Sunday: Dress For The Job You Want aka Boho Cowgirl
I get a blowout by Dreame at the wellness house in the compound which changes my entire personality. Then it’s Megan Thee Stallion! Jennie! Amyl and the Sniffers! Arca, giving goth Rosalía, brings out Addison Rae. Post Malone! I run into my friend Gabby and we discuss the pasta salads at Dimes Market for fifteen minutes because the best views of New York are always from somewhere else. Today is the first day, and the last, that I feel I actually understand how to dress for Coachella. A belt to nowhere has appeared round my waist holding my already perfectly fitting Guess jorts up. I realize I haven’t released the Acai berry-flavored, nicotine-free vape since I got it.
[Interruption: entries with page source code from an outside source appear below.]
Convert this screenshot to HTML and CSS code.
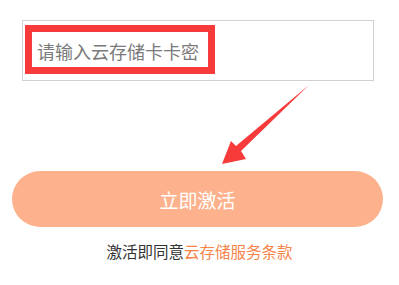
FILE: index.html
```html
<!DOCTYPE html>
<html lang="zh">
<head>
<meta charset="utf-8">
<link rel="stylesheet" href="styles.css">
</head>
<body>
<div class="page">
  <div class="input-box">
    <span class="mark"><span class="placeholder">请输入云存储卡卡密</span></span>
  </div>
  <button class="activate">立即激活</button>
  <p class="agree">激活即同意<span class="link">云存储服务条款</span></p>
  <svg class="arrow" width="399" height="285" viewBox="0 0 399 285">
    <polygon points="309,85 241,151 246,159 222,164 231,141 236,146" fill="#f73a3a"/>
  </svg>
</div>
</body>
</html>
```
FILE: styles.css
```css
html, body {
  margin: 0;
  padding: 0;
  background: #ffffff;
}
.page {
  position: relative;
  width: 399px;
  height: 285px;
  padding-top: 20px;
  box-sizing: border-box;
  font-family: "Noto Sans CJK SC", "Noto Sans", sans-serif;
}
.input-box {
  margin-left: 22px;
  width: 352px;
  height: 61px;
  box-sizing: border-box;
  border: 1px solid #d2d2d2;
  padding: 4px 0 0 2px;
}
.mark {
  display: flex;
  align-items: center;
  width: 190px;
  height: 49px;
  box-sizing: border-box;
  border: 7px solid #f73a3a;
  padding-left: 5px;
}
.placeholder {
  font-size: 18px;
  line-height: 1;
  color: #7a7a7a;
  letter-spacing: 0;
  padding-top: 2px;
}
.activate {
  display: block;
  margin: 90px 0 0 12px;
  width: 371px;
  height: 56px;
  border: none;
  border-radius: 28px;
  background: #fdb28d;
  color: #ffffff;
  font-family: inherit;
  font-size: 19px;
  padding: 0;
}
.agree {
  margin: 15px 0 0 0;
  text-align: center;
  font-size: 15.5px;
  line-height: 18px;
  color: #333333;
}
.link {
  color: #f7844a;
}
.arrow {
  position: absolute;
  left: 0;
  top: 0;
  pointer-events: none;
}
```
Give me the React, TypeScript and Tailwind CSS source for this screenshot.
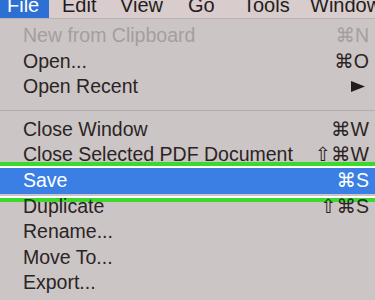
const font = { fontFamily: '"Liberation Sans", "DejaVu Sans", Arial, sans-serif' };

type Item = {
  label: string;
  shortcut?: string;
  submenu?: boolean;
  disabled?: boolean;
  selected?: boolean;
};

const groupOne: Item[] = [
  { label: "New from Clipboard", shortcut: "⌘N", disabled: true },
  { label: "Open...", shortcut: "⌘O" },
  { label: "Open Recent", submenu: true },
];

const groupTwo: Item[] = [
  { label: "Close Window", shortcut: "⌘W" },
  { label: "Close Selected PDF Document", shortcut: "⇧⌘W" },
  { label: "Save", shortcut: "⌘S", selected: true },
  { label: "Duplicate", shortcut: "⇧⌘S" },
  { label: "Rename..." },
  { label: "Move To..." },
  { label: "Export..." },
];

function MenuRow({ item }: { item: Item }) {
  const color = item.selected
    ? "text-white"
    : item.disabled
    ? "text-[#a59e9e]"
    : "text-[#2a2424]";

  return (
    <div
      className={`relative flex h-[25.6px] items-center justify-between pl-[23px] pr-[6px] text-[19.5px] leading-none ${color} ${
        item.selected ? "bg-[#3b7fe4]" : ""
      }`}
    >
      <span className="whitespace-nowrap">{item.label}</span>
      {item.shortcut && <span className="whitespace-nowrap">{item.shortcut}</span>}
      {item.submenu && (
        <svg width="14" height="11" viewBox="0 0 14 11" className="mr-[4px]">
          <polygon points="0,0 14,5.5 0,11" fill="#231d1d" />
        </svg>
      )}
      {item.selected && (
        // green call-out box drawn over the highlighted row
        <div className="pointer-events-none absolute -top-[6px] -bottom-[8px] left-0 right-0 border-y-[4px] border-[#3bd92c]">
          <div className="h-full w-full border-y-2 border-white" />
        </div>
      )}
    </div>
  );
}

export default function App() {
  return (
    <div className="h-[300px] w-[375px] overflow-hidden bg-[#ccc5c5]" style={font}>
      {/* menu bar */}
      <div className="flex h-[19px] items-start border-b border-[#bdb3b3] bg-[#d8cccc] text-[20px] leading-none text-[#241c1c]">
        <div className="h-full w-[49px] shrink-0 bg-[#2d6fd3] pl-[7px] text-white">
          <span className="-mt-[5px] block">File</span>
        </div>
        <span className="-mt-[5px] ml-[13px] w-[58px] shrink-0">Edit</span>
        <span className="-mt-[5px] w-[68px] shrink-0">View</span>
        <span className="-mt-[5px] w-[55px] shrink-0">Go</span>
        <span className="-mt-[5px] w-[67px] shrink-0">Tools</span>
        <span className="-mt-[5px] shrink-0 whitespace-nowrap">Window</span>
      </div>

      {/* dropdown */}
      <div className="pt-[4px]">
        {groupOne.map((item) => (
          <MenuRow key={item.label} item={item} />
        ))}
        <div className="pb-[6px] pt-[10px]">
          <div className="h-px bg-[#b5adad]" />
        </div>
        {groupTwo.map((item) => (
          <MenuRow key={item.label} item={item} />
        ))}
      </div>
    </div>
  );
}
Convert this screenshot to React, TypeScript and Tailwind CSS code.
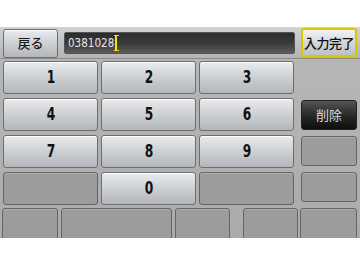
import React from 'react';

const KEYS = ['1', '2', '3', '4', '5', '6', '7', '8', '9'];

const lightBtn =
  'flex items-center justify-center rounded-[3px] border border-[#6e6e6e] bg-gradient-to-b from-[#e9ebed] via-[#cdd0d3] to-[#b3b6ba] shadow-[inset_0_1px_0_#ffffff]';
const grayBtn =
  'rounded-[3px] border border-[#646464] bg-[#9c9c9c] shadow-[inset_0_1px_0_#b0b0b0]';

const Key: React.FC<{ label?: string }> = ({ label }) =>
  label ? (
    <div className={`${lightBtn} h-[33px]`}>
      <span className="inline-block scale-x-[0.72] font-['DejaVu_Sans',sans-serif] text-[17px] font-bold text-[#111]">
        {label}
      </span>
    </div>
  ) : (
    <div className={`${grayBtn} h-[33px]`} />
  );

const App: React.FC = () => {
  return (
    <div className="w-[360px] h-[270px] bg-white flex flex-col overflow-hidden font-['Noto_Sans_CJK_JP',sans-serif]">
      <div className="h-[27px] shrink-0" />
      <div className="h-[211px] shrink-0 overflow-hidden bg-gradient-to-b from-[#b9b9b9] to-[#ababab]">
        {/* top bar */}
        <div className="h-[32px] flex items-center pl-[3px] bg-gradient-to-b from-[#d2d2d2] to-[#b4b4b4] border-b border-[#8a8a8a]">
          <div className={`${lightBtn} w-[55px] h-[29px] mt-[1px]`}>
            <span className="text-[13px] font-medium text-[#1a1a1a]">戻る</span>
          </div>
          <div className="ml-[6px] w-[231px] h-[22px] rounded-[2px] border border-[#555] bg-gradient-to-b from-[#2c2c2c] via-[#3a3a3a] to-[#5c5c5c] flex items-center pl-[3px]">
            <span className="inline-block origin-left scale-x-[0.8] font-['DejaVu_Sans',sans-serif] text-[13px] text-[#e6e6e6]">
              0381028
            </span>
            <span className="-ml-[12px] flex flex-col items-center">
              <span className="w-[5px] h-[1px] bg-[#f2e21a]" />
              <span className="w-[2px] h-[14px] bg-[#f2e21a]" />
              <span className="w-[5px] h-[1px] bg-[#f2e21a]" />
            </span>
          </div>
          <div className="ml-[6px] w-[56px] h-[29px] rounded-[3px] border-2 border-[#d9c800] bg-gradient-to-b from-[#f0f2f4] to-[#bcbfc3] flex items-center justify-center">
            <span className="text-[13px] font-medium text-[#111] tracking-[-0.5px]">入力完了</span>
          </div>
        </div>

        {/* keypad */}
        <div className="flex pl-[3px] pt-[2px]">
          <div className="w-[291px] grid grid-cols-3 gap-x-[3px] gap-y-[4px]">
            {KEYS.map((k) => (
              <Key key={k} label={k} />
            ))}
            <Key />
            <Key label="0" />
            <Key />
          </div>
          <div className="ml-[7px] w-[56px] flex flex-col">
            <div className="h-[39px]" />
            <div className="h-[30px] rounded-[3px] border border-[#222] bg-gradient-to-b from-[#555] via-[#2a2a2a] to-[#0e0e0e] flex items-center justify-center">
              <span className="text-[13px] text-[#d8d8d8]">削除</span>
            </div>
            <div className={`${grayBtn} h-[30px] mt-[6px]`} />
            <div className={`${grayBtn} h-[30px] mt-[6px]`} />
          </div>
        </div>

        {/* bottom row */}
        <div className="flex mt-[3px] pl-[2px]">
          <div className={`${grayBtn} w-[56px] h-[34px]`} />
          <div className={`${grayBtn} w-[111px] h-[34px] ml-[3px]`} />
          <div className={`${grayBtn} w-[55px] h-[34px] ml-[3px]`} />
          <div className={`${grayBtn} w-[55px] h-[34px] ml-[13px]`} />
          <div className={`${grayBtn} w-[57px] h-[34px] ml-[2px]`} />
        </div>
      </div>
    </div>
  );
};

export default App;
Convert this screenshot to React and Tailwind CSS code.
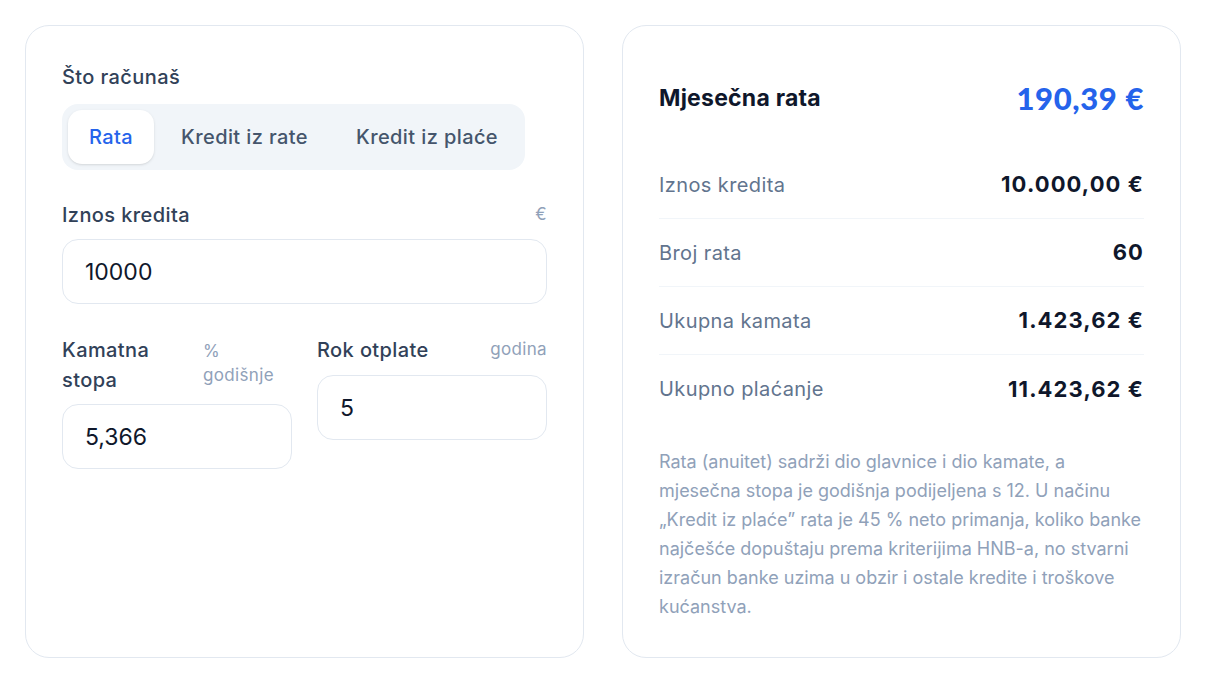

A proper Coachella outfit, just like the festival itself, is an alchemical mix of things that shouldn’t work together—like boho chic and athleisure, cowboy boots and a Glorilla snapback, four different colored belts, Redbull and tequila, Post Malone and Gaga—but ultimately create something that’s well, fun? Or if it’s not fun, it’s at least an excuse to act a little like, in the immortal words of Green Day, an American Idiot.
Bye Coachella, you’ve been grand, I have to go now!